Bloggers & Business:Caution Amateurs At Work

Bloggers & Business:Caution Amateurs At Work

Bloggers & Business

Bloggers & Business

This past week I’ve been watching people in the PR/Social Media business take Ketchum the agency of record for Con-Agra and Con-Agra themselves to task over their treatment of some bloggers, the whole event should be a lesson in caution for both Bloggers & Business. For those of you not familiar with the story, here is a rough outline. Ketchum, on behalf of their client, reached out to a group of bloggers and invited them to a dinner in New York at a restaurant run by a celebrity chef. They were promised they would enjoy a “delicious four-course meal,” the opportunity to learn about food trends from a food industry analyst, Phil Lempert. The were also told that they would receive an extra pair of tickets as a prize for readers and that the dinner would include “an unexpected surprise”.

Bloggers & Business:Not All As It Seems

Believe it or not this sounds like fairly standard fare (pun intended) for PR outreach to Bloggers. The hint of celebrity, the ability to increase reader engagement with a giveaway and a general air of “you are special”. Bloggers are increasingly being courted by brands and PR/Social Media companies are offering this as a service to their clients (FULL DISCLOSURE: my own agency does this for our clients). Where the issue started was that in fact the meal that was given to the bloggers was in fact not prepared by a celebrity chef but was from the Marie Callendar line of foods which is a Con-Agra brand.

The bloggers were “outraged” that they had been “duped” in this fashion. Many of course took recourse in the only way they know – they wrote about their poor experience on their blogs. This forced both Ketchum and Con-Agra to issue apologies. On top of that, other PR/Social Media companies jumped in to point out how they would have handled the whole situation differently. The one thing that no one has pointed out here is that the bloggers were willing participants in this and this is where the problem lies.

I have worked with numerous brands as an advocate, both online and offline. I also run a business and one of the first things you do when setting up any type of partnership in business is to do your due diligence. Anything that sounds too good to be true probably is, so check it out. I have not seen a single post from these bloggers that states they asked who the company was that Ketchum was representing. Having been told it was Con-Agra they should have been no surprises that all was not as it would appear. I have a list of companies that I will not work with at any price – either as an agency or as an advocate – Con-Agra is at the top of the list – I won’t go into the reasons here.

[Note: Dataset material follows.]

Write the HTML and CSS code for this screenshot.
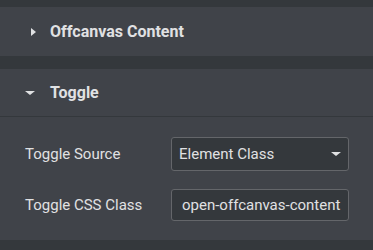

Bloggers & Business: A Cautionary Tale

The lesson here for businesses is that they need to remember that most bloggers are amateurs, what I mean by that is, they lack the business skills that other business partners have. Of course this is not true of all bloggers, some have very successful businesses behind them and have built enterprises around their blogs, but they are in the minority. Of course for the less scrupulous in the world of PR/Social Media this makes some of these bloggers ideal targets.

The cautionary tale for bloggers here is don’t get too excited when a brand approaches you, either directly or through an agency. Do your due diligence, find out who you are getting into bed with and find out exactly what is expected of you. Brands want something out of the exchange, find out what that is before you sign up.

What is your advice for bloggers working with brands?

About Simon Salt

Simon Salt has been creating online content since 1993 and blogging since 2000. He is an author, speaker and digital strategist. He can be found on most social networks as "incslinger". When he isn't working he is either taking photographs or riding his motorcycle - sometimes at the same time.

  • Q_Turner

    Drawing a line in the sand and saying that there are companies with which you will in no way do business is a refreshing view in a world that too often seems driven by profit at any cost. There are some companies that do not lend themselves to honesty and transparency, and we all need to be better about investigating the people with whom we choose to ally ourselves. Bravo!

    • Simon Salt

      Thanks. I believe its important to draw that line. I have several reasons for not doing business with the companies on my list and decided a long time ago that was where the line was for me.

  • Kirsten Wright

    I definitely agree that this was a fault for both the bloggers and the brand. I am not a fan of the “bait & switch” tactic they used (even if it goes well!) as it just screams shady. However, the bloggers were also way out of line. They were invited to the event and should have researched ahead of time (they probably wouldn’t have been as surprised by the trick then either).

    • Simon Salt

      Kirsten, yes absolutely, bait and switch is never good but while everyone is busy pointing fingers at the brand no one was talking about the responsibility we have as bloggers to look after our own reputation.

  • Mary Jo Manzanares

    Do we know that the bloggers didn’t make inquiry?  I’m a travel blogger rather than a food blogger, and most invitations I receive have either a client indicated or that it is simply a thank you event for the years of doing business together.  I’m curious what this particular invitation looked like. . . .

    • Simon Salt

      Mary Jo – it is my understanding that the Ketchum invite did not include the final client name – e.g. Con Agra. It simply invited them to a conversation and a meal. I’d be very surprised if these food bloggers would have accepted an invite from Con Agra directly – if they did then even more fool them.

  • Mia

    It would be helpful to know the “black list” of companies. Of course, you can´t publish this, but still.